PROVIDED MATERIAL →
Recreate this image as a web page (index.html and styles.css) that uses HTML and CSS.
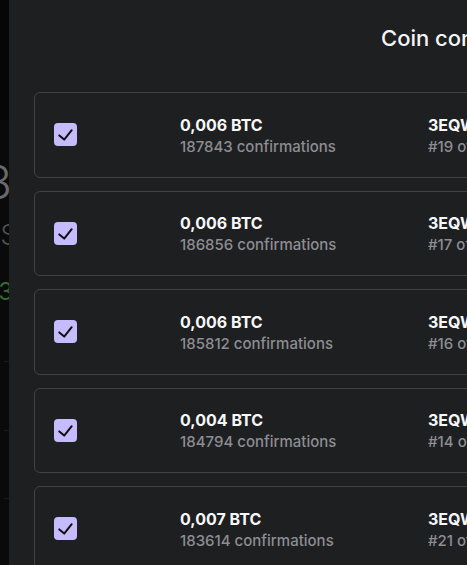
FILE: index.html
```html
<!DOCTYPE html>
<html>
<head>
<meta charset="utf-8">
<link rel="stylesheet" href="styles.css">
</head>
<body>
<div class="page">
  <div class="backdrop">
    <div class="bd-top"></div>
    <div class="bd-row bd-big"><span>183</span></div>
    <div class="bd-row bd-sub"><span>1.S</span></div>
    <div class="bd-row bd-green"><span>+3</span></div>
    <div class="bd-line l1"></div>
    <div class="bd-line l2"></div>
    <div class="bd-line l3"></div>
  </div>
  <div class="panel">
    <h1 class="title">Coin control</h1>
    <div class="list">
      <div class="card">
        <span class="check"><svg viewBox="0 0 23 23" width="23" height="23"><path d="M5.3 12.4 L10.2 16.6 L17.7 7.2" fill="none" stroke="#111" stroke-width="2" stroke-linecap="round" stroke-linejoin="round"/></svg></span>
        <div class="col amount"><div class="strong">0,006 BTC</div><div class="muted">187843 confirmations</div></div>
        <div class="col addr"><div class="strong">3EQWxk9n</div><div class="muted">#19 of 24</div></div>
      </div>
      <div class="card">
        <span class="check"><svg viewBox="0 0 23 23" width="23" height="23"><path d="M5.3 12.4 L10.2 16.6 L17.7 7.2" fill="none" stroke="#111" stroke-width="2" stroke-linecap="round" stroke-linejoin="round"/></svg></span>
        <div class="col amount"><div class="strong">0,006 BTC</div><div class="muted">186856 confirmations</div></div>
        <div class="col addr"><div class="strong">3EQWxk9n</div><div class="muted">#17 of 24</div></div>
      </div>
      <div class="card">
        <span class="check"><svg viewBox="0 0 23 23" width="23" height="23"><path d="M5.3 12.4 L10.2 16.6 L17.7 7.2" fill="none" stroke="#111" stroke-width="2" stroke-linecap="round" stroke-linejoin="round"/></svg></span>
        <div class="col amount"><div class="strong">0,006 BTC</div><div class="muted">185812 confirmations</div></div>
        <div class="col addr"><div class="strong">3EQWxk9n</div><div class="muted">#16 of 24</div></div>
      </div>
      <div class="card">
        <span class="check"><svg viewBox="0 0 23 23" width="23" height="23"><path d="M5.3 12.4 L10.2 16.6 L17.7 7.2" fill="none" stroke="#111" stroke-width="2" stroke-linecap="round" stroke-linejoin="round"/></svg></span>
        <div class="col amount"><div class="strong">0,004 BTC</div><div class="muted">184794 confirmations</div></div>
        <div class="col addr"><div class="strong">3EQWxk9n</div><div class="muted">#14 of 24</div></div>
      </div>
      <div class="card">
        <span class="check"><svg viewBox="0 0 23 23" width="23" height="23"><path d="M5.3 12.4 L10.2 16.6 L17.7 7.2" fill="none" stroke="#111" stroke-width="2" stroke-linecap="round" stroke-linejoin="round"/></svg></span>
        <div class="col amount"><div class="strong">0,007 BTC</div><div class="muted">183614 confirmations</div></div>
        <div class="col addr"><div class="strong">3EQWxk9n</div><div class="muted">#21 of 24</div></div>
      </div>
    </div>
  </div>
</div>
</body>
</html>
```

FILE: styles.css
```css
html, body {
  margin: 0;
  padding: 0;
  background: #080808;
  font-family: Inter, "Noto Sans", "Liberation Sans", sans-serif;
  overflow: hidden;
}
.page {
  display: flex;
  width: 467px;
  height: 565px;
  overflow: hidden;
}
.backdrop {
  width: 9px;
  flex: none;
  display: flex;
  flex-direction: column;
  background: #0a0a0a;
  overflow: hidden;
}
.bd-top {
  height: 120px;
  background: #060606;
  flex: none;
}
.bd-row {
  display: flex;
  justify-content: flex-end;
  white-space: nowrap;
  flex: none;
}
.bd-big {
  margin-top: 38px;
  font-size: 46px;
  line-height: 48px;
  font-weight: 300;
  color: #6a6a6a;
  margin-right: -3px;
}
.bd-sub {
  margin-top: 14px;
  font-size: 28px;
  line-height: 30px;
  font-weight: 300;
  color: #4e4e4e;
  margin-right: -9px;
}
.bd-green {
  margin-top: 28px;
  font-size: 24px;
  line-height: 28px;
  color: #2f6b2f;
  margin-right: -4px;
}
.bd-line {
  height: 1px;
  margin-left: 4px;
  background: #1a1a1a;
  flex: none;
}
.l1 { margin-top: 55px; }
.l2 { margin-top: 68px; }
.l3 { margin-top: 67px; }

.panel {
  flex: 1;
  background: #1e1f21;
  padding: 0 0 0 25px;
  min-width: 0;
}
.title {
  margin: 24px 0 0 347px;
  font-size: 22px;
  line-height: 28px;
  font-weight: 500;
  color: #f4f4f5;
  white-space: nowrap;
}
.list {
  margin-top: 40px;
  display: flex;
  flex-direction: column;
  gap: 13px;
  width: 640px;
}
.card {
  box-sizing: border-box;
  height: 85.5px;
  border: 1px solid #424245;
  border-radius: 6px;
  display: flex;
  align-items: center;
  padding-left: 19px;
}
.check {
  width: 23px;
  height: 23px;
  border-radius: 4px;
  background: #c6bbfd;
  display: block;
  flex: none;
}
.check svg { display: block; }
.col {
  display: flex;
  flex-direction: column;
  white-space: nowrap;
  line-height: 22px;
  padding-top: 2px;
}
.amount {
  margin-left: 103px;
  width: 248px;
}
.strong {
  color: #f7f7f8;
  font-size: 16px;
  font-weight: 700;
}
.muted {
  color: #8d8d92;
  font-size: 15px;
  font-weight: 500;
}
```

THE REQUEST → Review the material and copy each line in which the word "styles" appears.

EXPECTED ANSWER →
Recreate this image as a web page (index.html and styles.css) that uses HTML and CSS.
<link rel="stylesheet" href="styles.css">
FILE: styles.css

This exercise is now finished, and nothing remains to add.